Best Animated Doc: Little Birds directed by Gabriela Badillo




Special Jury Prize: Decolonizing Data directed by Sage Romero




Best Animated Short: Blueberry directed by Stephanie Glover




Student prize winner: A Trace directed by Julietta Zamora Lam





The winner for Best Animated Doc goes to Little Birds (“Somos Pajaritos”), directed by Gabriela Badillo.


Little Birds is an animated documentary made in collaboration with Doctors Without Borders to amplify the voice of migrant children, as well as raise awareness about their situation and rights. This moving animation captures the voices of small children with big hopes and dreams of a better future. As written in the short synopsis, “Like migratory birds, these kids cross borders facing adverse situations in search of better living conditions. From a shelter in northern Mexico, the voices of boys and girls show that dreams survive despite the uprooting and hostility of the trip.” The story is beautifully captured in child-like crayola style animations that illustrate the stories of each child. Stories like these are important to tell because of how complex the nature of these stories can be. The simplicity in this short animation makes it hopeful with a touch of playfulness leaving viewers in awe of dreams they may have of their own. Badillo says she is a firm believer in the power of art and animation as a vehicle for change and this piece is a testament to that.



The winner for Special Jury Prize goes to Decolonizing Data, directed by Sage Romero. 


The use of colors and patterns in this animation bring life to the saying “knowledge is power”. As written in the synopsis, this is “an animation project created in collaboration with the Seattle Indian Health Board, to raise awareness of utilizing digital data to preserve cultural knowledge and information.” The message is captured as individuals are seen traveling far and wide with the knowledge of their culture and ancestors on their backs and spread beyond. Romero says that projects like these are usually granted to outside companies but working with a Native American/Indigenous Animator like him allowed for his creative work to reach a larger audience. This creative work is a result of dedication and determination to strengthen a community larger than oneself, it is one of many examples of how graphic storytelling can be impactful.

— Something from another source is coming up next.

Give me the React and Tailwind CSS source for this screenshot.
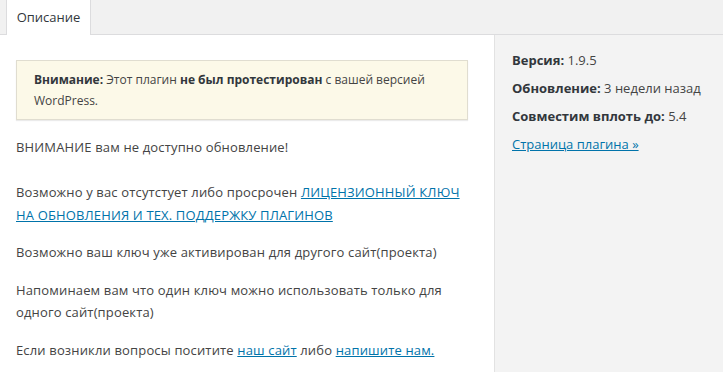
import React from "react";

const linkCls = "text-[#0073aa] underline";

const App = () => {
  return (
    <div
      className="w-[723px] h-[372px] overflow-hidden bg-white text-[13px] text-[#444]"
      style={{ fontFamily: '"Open Sans", "Noto Sans", sans-serif' }}
    >
      {/* tabs bar */}
      <div className="h-[35px] bg-[#f1f1f1] border-b border-[#dcdcde] flex items-end pl-[6px]">
        <div className="h-[35px] w-[85px] -mb-px bg-white border-x border-[#dcdcde] flex items-center justify-center text-[#32373c] text-[13px]">
          Описание
        </div>
      </div>

      <div className="flex h-[337px]">
        {/* main */}
        <div className="w-[494px] pl-[16px] pr-[26px] pt-[25px] leading-[22.5px] tracking-[0.15px]">
          <div className="bg-[#fcf9e8] border border-[#e0ddd0] shadow-[0_1px_1px_rgba(0,0,0,0.08)] px-[17px] py-[8px] leading-[21px] text-[12px] tracking-normal">
            <strong className="font-bold text-[#32373c]">Внимание:</strong> Этот плагин{" "}
            <strong className="font-bold text-[#32373c]">не был протестирован</strong> с вашей версией WordPress.
          </div>

          <p className="mt-[16px]">
            ВНИМАНИЕ вам не доступно обновление!
            <br />
            <br />
            Возможно у вас отсутстует либо просрочен{" "}
            <a href="#" className={linkCls}>
              ЛИЦЕНЗИОННЫЙ КЛЮЧ НА ОБНОВЛЕНИЯ И ТЕХ. ПОДДЕРЖКУ ПЛАГИНОВ
            </a>
          </p>
          <p className="mt-[15px]">Возможно ваш ключ уже активирован для другого сайт(проекта)</p>
          <p className="mt-[15px]">Напоминаем вам что один ключ можно использовать только для одного сайт(проекта)</p>
          <p className="mt-[15px]">
            Если возникли вопросы поситите{" "}
            <a href="#" className={linkCls}>
              наш сайт
            </a>{" "}
            либо{" "}
            <a href="#" className={linkCls}>
              напишите нам.
            </a>
          </p>
        </div>

        {/* sidebar */}
        <div className="flex-1 bg-[#f3f3f3] border-l border-[#e2e2e2] pl-[17px] pt-[15px] flex flex-col gap-[8px] leading-[20px]">
          <div>
            <strong className="font-bold text-[#32373c]">Версия:</strong> 1.9.5
          </div>
          <div>
            <strong className="font-bold text-[#32373c]">Обновление:</strong> 3 недели назад
          </div>
          <div>
            <strong className="font-bold text-[#32373c]">Совместим вплоть до:</strong> 5.4
          </div>
          <div>
            <a href="#" className={linkCls}>
              Страница плагина »
            </a>
          </div>
        </div>
      </div>
    </div>
  );
};

export default App;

The winner for Best Animated Short goes to Blueberry, directed by Stephanie Glover.


Glover is an African American female multi-hyphenate from Virginia. This fun and light-hearted animation gives life to a blueberry in the best way. As written in the synopsis, “a determined, practical boy has a change of heart when his favorite food comes to life.” The use of color and warm tones in this piece transport viewers to simpler times. She says Blueberry is her first film and believes in telling important stories of relationships with memorable characters. She does just that, by creating two memorable characters paired with the message of trying new foods. Creative works like this inspire and motivate the youth which is one of many reasons why BIPOC animation matters.

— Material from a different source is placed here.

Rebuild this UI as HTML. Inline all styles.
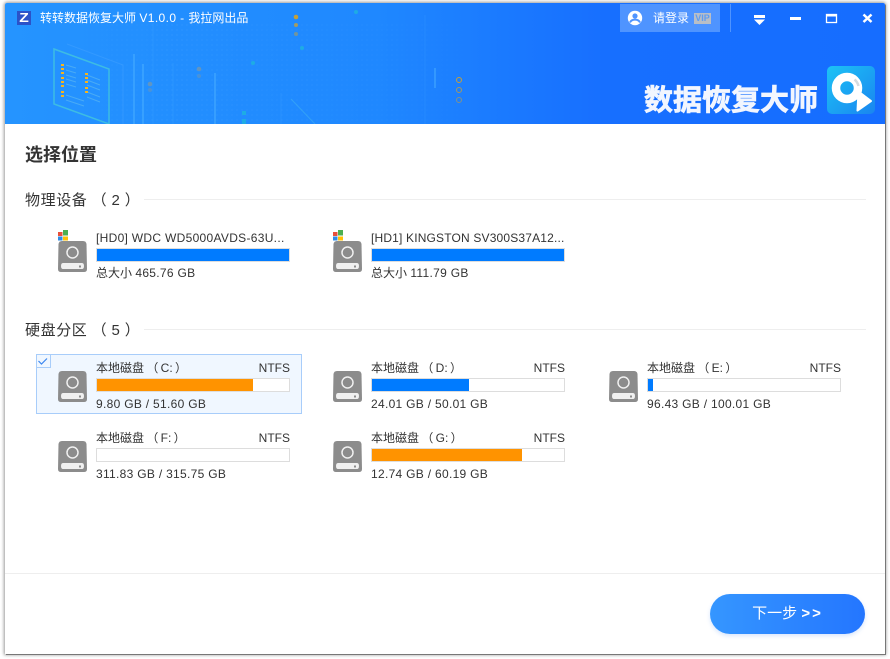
<!DOCTYPE html>
<html><head><meta charset="utf-8"><style>
html,body{margin:0;padding:0;background:#fff}
body{width:890px;height:659px;position:relative;overflow:hidden;font-family:"Liberation Sans","Noto Sans CJK SC",sans-serif;color:#333}
.a{position:absolute;white-space:nowrap}
#win{position:absolute;left:5px;top:3px;width:880px;height:651px;background:#fff;box-shadow:1px 1px 0 #777,0 0 3px 1px rgba(0,0,0,.4);border-radius:2px 2px 0 0}
#hd{position:absolute;left:5px;top:3px;width:880px;height:121px;background:linear-gradient(90deg,#2594ff 0%,#1f88ff 42%,#176fff 68%,#166dff 100%);overflow:hidden;border-radius:2px 2px 0 0}
.t{font-size:12px;line-height:16px;color:#333}
.s{letter-spacing:.3px}
.l{word-spacing:-1px}
.h{font-size:15px;line-height:20px;color:#333;letter-spacing:.6px;word-spacing:-.5px}
.bar{position:absolute;width:192px;height:12px;border:1px solid #ddd;background:#fff}
.bar i{display:block;height:12px}
.bl{background:#007bff}.or{background:#ff9300}
.ln{position:absolute;height:1px;background:#eee}
</style></head><body>
<div id="win"></div>
<div id="hd">
<svg width="880" height="121" style="position:absolute;left:0;top:0">
<defs>
<pattern id="dots" width="5" height="5" patternUnits="userSpaceOnUse"><circle cx="2" cy="2" r="1" fill="#9fd4ff"/></pattern>
<linearGradient id="fx" x1="0" y1="0" x2="1" y2="0"><stop offset="0" stop-color="#fff" stop-opacity="0"/><stop offset=".3" stop-color="#fff"/><stop offset=".8" stop-color="#fff" stop-opacity=".5"/><stop offset="1" stop-color="#fff" stop-opacity="0"/></linearGradient>
<mask id="m"><rect x="30" y="0" width="480" height="121" fill="url(#fx)"/></mask>
</defs>
<rect x="30" y="20" width="480" height="101" fill="url(#dots)" opacity=".06" mask="url(#m)"/>
<g fill="none">
<path d="M49 46L104 66V121L49 101Z" stroke="#4fd8d0" stroke-width="1.5" opacity=".6"/>
<path d="M62 41L118 62V121" stroke="#6ab8ff" stroke-width="1" opacity=".22"/>
</g>
<g stroke="#7fd0e8" stroke-width="1" opacity=".4">
<path d="M61 62L71 65M61 67L71 70M61 72L71 75M61 76L71 79M61 81L71 84M61 92L79 98M61 97L79 103M82 72L95 77M82 77L95 82M82 82L95 87M82 89L95 94M82 94L95 99"/>
</g>
<g fill="#f5b41e"><rect x="56" y="61" width="3" height="2"/><rect x="56" y="65" width="3" height="2"/><rect x="56" y="69" width="3" height="2"/><rect x="56" y="74" width="3" height="2"/><rect x="56" y="78" width="3" height="2"/><rect x="56" y="82" width="3" height="2"/><rect x="56" y="88" width="3" height="2"/><rect x="56" y="92" width="3" height="2"/><rect x="80" y="70" width="3" height="2"/><rect x="80" y="74" width="3" height="2"/><rect x="80" y="78" width="3" height="2"/><rect x="80" y="84" width="3" height="2"/><rect x="80" y="88" width="3" height="2"/></g>
<g stroke="#55b8ff" opacity=".4">
<path d="M129 51V121M138 61V121M210 70V121" stroke-width="2"/>
<path d="M148 20V121M168 60V121M276 90V121M420 12V121" stroke-width="1" opacity=".4"/>
<path d="M430 65V85" stroke-width="2"/>
</g>
<path d="M286 96L310 121" stroke="#55c8e8" stroke-width="1" opacity=".35"/>
<g fill="#c4a03a"><circle cx="291" cy="14" r="2.3"/><circle cx="291" cy="22" r="2" opacity=".8"/><circle cx="291" cy="31" r="2" opacity=".5"/></g>
<g fill="#8a9a9a" opacity=".6"><circle cx="194" cy="66" r="2.3"/><circle cx="194" cy="73" r="2" opacity=".6"/><circle cx="145" cy="81" r="2.3"/><circle cx="145" cy="87" r="2" opacity=".6"/></g>
<g fill="none" stroke="#c4a03a"><circle cx="454" cy="77" r="2.5"/><circle cx="454" cy="87" r="2.5" opacity=".8"/><circle cx="454" cy="97" r="2.5" opacity=".6"/></g>
<g fill="#1fb4de" opacity=".8"><circle cx="351" cy="9" r="2"/><circle cx="297" cy="45" r="2"/><circle cx="248" cy="60" r="2"/><rect x="237" y="108" width="4" height="4"/><rect x="237" y="116" width="4" height="5"/></g>
</svg>
</div>
<!-- title -->
<div class="a" style="left:17px;top:11px;width:14px;height:14px;background:#2b52c8;overflow:hidden"><div style="color:#fff;font:bold 13px/14px 'Liberation Sans',sans-serif;text-align:center;transform:scaleX(1.2)">Z</div></div>
<div class="a" style="left:40px;top:10px;font-size:12px;line-height:16px;color:#fff">转转数据恢复大师 <span style="letter-spacing:.4px">V1.0.0 - </span>我拉网出品</div>
<!-- login -->
<div class="a" style="left:620px;top:4px;width:100px;height:28px;background:#4f94ff"></div>
<svg class="a" style="left:627px;top:10px" width="16" height="16" viewBox="0 0 16 16"><circle cx="8" cy="8" r="7.200" fill="#fff"/><circle cx="8" cy="6" r="2.600" fill="#4f94ff"/><path d="M3 12.500C4 10 6 9.600 8 9.600S12 10 13 12.500" fill="none" stroke="#4f94ff" stroke-width="2"/></svg>
<div class="a" style="left:653px;top:10px;font-size:12px;line-height:16px;color:#fff">请登录</div>
<div class="a" style="left:694px;top:13px;width:17px;height:11px;background:#b9bec6;color:#5e9cf0;font:bold 9px/11px 'Liberation Sans',sans-serif;text-align:center">VIP</div>
<div class="a" style="left:730px;top:4px;width:1px;height:28px;background:#4f94ff"></div>
<!-- win controls -->
<svg class="a" style="left:750px;top:10px" width="130" height="18">
<path d="M4 5H15V8H4ZM4 9.500H15L9.500 15Z" fill="#fff"/>
<rect x="40" y="7" width="11" height="3" fill="#fff"/>
<rect x="76.500" y="4.500" width="10" height="8" fill="none" stroke="#fff" stroke-width="1.300"/><rect x="76" y="4" width="11" height="2.500" fill="#fff"/>
<path d="M113.500 4.500L121.500 12M121.500 4.500L113.500 12" stroke="#fff" stroke-width="2.500"/>
</svg>
<!-- brand -->
<div class="a" style="left:644px;top:79px;font-size:29px;line-height:38px;font-weight:bold;color:#f2f6ff;font-family:'Noto Sans CJK SC',sans-serif;-webkit-text-stroke:.7px #f2f6ff">数据恢复大师</div>
<svg class="a" style="left:827px;top:66px" width="48" height="48" viewBox="0 0 48 48">
<defs><linearGradient id="g" x1="0" y1="0" x2="1" y2="1"><stop offset="0" stop-color="#1cc3f5"/><stop offset="1" stop-color="#1a85f0"/></linearGradient></defs>
<rect width="48" height="48" rx="5" fill="url(#g)"/>
<circle cx="20" cy="22" r="11" fill="none" stroke="#fff" stroke-width="8.500"/>
<path d="M27.500 13.500A11.500 11.500 0 0 1 31.500 20" fill="none" stroke="#d4dbe0" stroke-width="2.500"/>
<path d="M31.500 25.500L44 35L30.500 44.500Z" fill="#fff" stroke="#fff" stroke-width="2" stroke-linejoin="round"/>
</svg>
<!-- body -->
<div class="a" style="left:25px;top:143px;font-size:18px;line-height:24px;font-weight:bold;color:#333">选择位置</div>
<div class="a h" style="left:25px;top:191px">物理设备 （ 2 ）</div>
<div class="ln" style="left:144px;top:199px;width:722px"></div>
<div class="a h" style="left:25px;top:321px">硬盘分区 （ 5 ）</div>
<div class="ln" style="left:144px;top:329px;width:722px"></div>

<svg width="0" height="0" style="position:absolute"><defs>
<g id="d"><path d="M4 0H25Q28 0 28.500 3L29 28Q29 31 26 31H3Q0 31 0 28L.5 3Q1 0 4 0Z" fill="#8c8c8c"/><circle cx="14.500" cy="11.500" r="5.500" fill="none" stroke="#f0f0f0" stroke-width="1.500"/><path d="M5 22H24Q26 22 26 25T24 28H5Q3 28 3 25T5 22Z" fill="#f0f0f0"/><rect x="21" y="24.500" width="2" height="2" fill="#8c8c8c"/></g>
<g id="w"><rect x="0" y="3" width="4.500" height="4" fill="#e8503a"/><rect x="5" y="1" width="5" height="5.500" fill="#4caf50"/><rect x="0" y="7.500" width="4.500" height="4" fill="#2f8be6"/><rect x="5" y="7.500" width="5" height="4" fill="#ffc107"/></g>
</defs></svg>

<!-- physical -->
<svg class="a" style="left:58px;top:229px" width="32" height="44"><use href="#w"/><use href="#d" y="12"/></svg>
<div class="a t" style="left:96px;top:230px;letter-spacing:.3px">[HD0] WDC WD5000AVDS-63U...</div>
<div class="bar" style="left:96px;top:248px"><i class="bl" style="width:192px"></i></div>
<div class="a t" style="left:96px;top:265px">总大小 <span class="s">465.76 GB</span></div>

<svg class="a" style="left:333px;top:229px" width="32" height="44"><use href="#w"/><use href="#d" y="12"/></svg>
<div class="a t" style="left:371px;top:230px;letter-spacing:.17px">[HD1] KINGSTON SV300S37A12...</div>
<div class="bar" style="left:371px;top:248px"><i class="bl" style="width:192px"></i></div>
<div class="a t" style="left:371px;top:265px">总大小 <span class="s">111.79 GB</span></div>

<!-- selected -->
<div class="a" style="left:36px;top:354px;width:264px;height:58px;background:#f0f7ff;border:1px solid #a8cdfa"></div>
<div class="a" style="left:36px;top:354px;width:14px;height:13px;border:1px solid #a8cdfa;border-width:0 1px 1px 0"></div>
<svg class="a" style="left:37px;top:355px" width="14" height="13"><path d="M1.500 6L4.500 9L10 3.500" fill="none" stroke="#3b86f0" stroke-width="1.200"/></svg>

<!-- partitions -->
<svg class="a" style="left:58px;top:371px" width="30" height="31"><use href="#d"/></svg>
<div class="a t l" style="left:96px;top:360px">本地磁盘 （ C: ）</div>
<div class="a t" style="right:600px;top:360px">NTFS</div>
<div class="bar" style="left:96px;top:378px"><i class="or" style="width:156px"></i></div>
<div class="a t s" style="left:96px;top:396px">9.80 GB / 51.60 GB</div>

<svg class="a" style="left:333px;top:371px" width="30" height="31"><use href="#d"/></svg>
<div class="a t l" style="left:371px;top:360px">本地磁盘 （ D: ）</div>
<div class="a t" style="right:325px;top:360px">NTFS</div>
<div class="bar" style="left:371px;top:378px"><i class="bl" style="width:97px"></i></div>
<div class="a t s" style="left:371px;top:396px">24.01 GB / 50.01 GB</div>

<svg class="a" style="left:609px;top:371px" width="30" height="31"><use href="#d"/></svg>
<div class="a t l" style="left:647px;top:360px">本地磁盘 （ E: ）</div>
<div class="a t" style="right:49px;top:360px">NTFS</div>
<div class="bar" style="left:647px;top:378px"><i class="bl" style="width:5px"></i></div>
<div class="a t s" style="left:647px;top:396px">96.43 GB / 100.01 GB</div>

<svg class="a" style="left:58px;top:441px" width="30" height="31"><use href="#d"/></svg>
<div class="a t l" style="left:96px;top:430px">本地磁盘 （ F: ）</div>
<div class="a t" style="right:600px;top:430px">NTFS</div>
<div class="bar" style="left:96px;top:448px"></div>
<div class="a t s" style="left:96px;top:466px">311.83 GB / 315.75 GB</div>

<svg class="a" style="left:333px;top:441px" width="30" height="31"><use href="#d"/></svg>
<div class="a t l" style="left:371px;top:430px">本地磁盘 （ G: ）</div>
<div class="a t" style="right:325px;top:430px">NTFS</div>
<div class="bar" style="left:371px;top:448px"><i class="or" style="width:150px"></i></div>
<div class="a t s" style="left:371px;top:466px">12.74 GB / 60.19 GB</div>

<!-- footer -->
<div class="ln" style="left:5px;top:573px;width:880px"></div>
<div class="a" style="left:710px;top:594px;width:155px;height:40px;border-radius:20px;background:linear-gradient(90deg,#3596ff,#2476ff);box-shadow:0 2px 4px rgba(60,130,240,.2);color:#fff;font-size:15px;line-height:39px;text-align:center">下一步 <b style="letter-spacing:2px">&gt;&gt;</b></div>
</body></html>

The winner for Student Prize goes to A Trace, directed by Julietta Zamora Lam.


Lam is a Mexican-American based in California whos film is based on her own personal experience growing up with an absent father. Her carefully animated film depicts a small girl drawing her family when the father in her illustration suddenly comes to life. As written in the synopsis, this film features a “3D animated short film in which a young girl learns to shed her guilt about her absent father. This student short film features an experimental flat character in a 3D environment with a toothy rendered look.” This story is emotionally driven and allows for viewers to connect to the familiar human experience of loss or the absence of a parental figure. Lam says she hopes to send a message of self-love, healing, and letting go.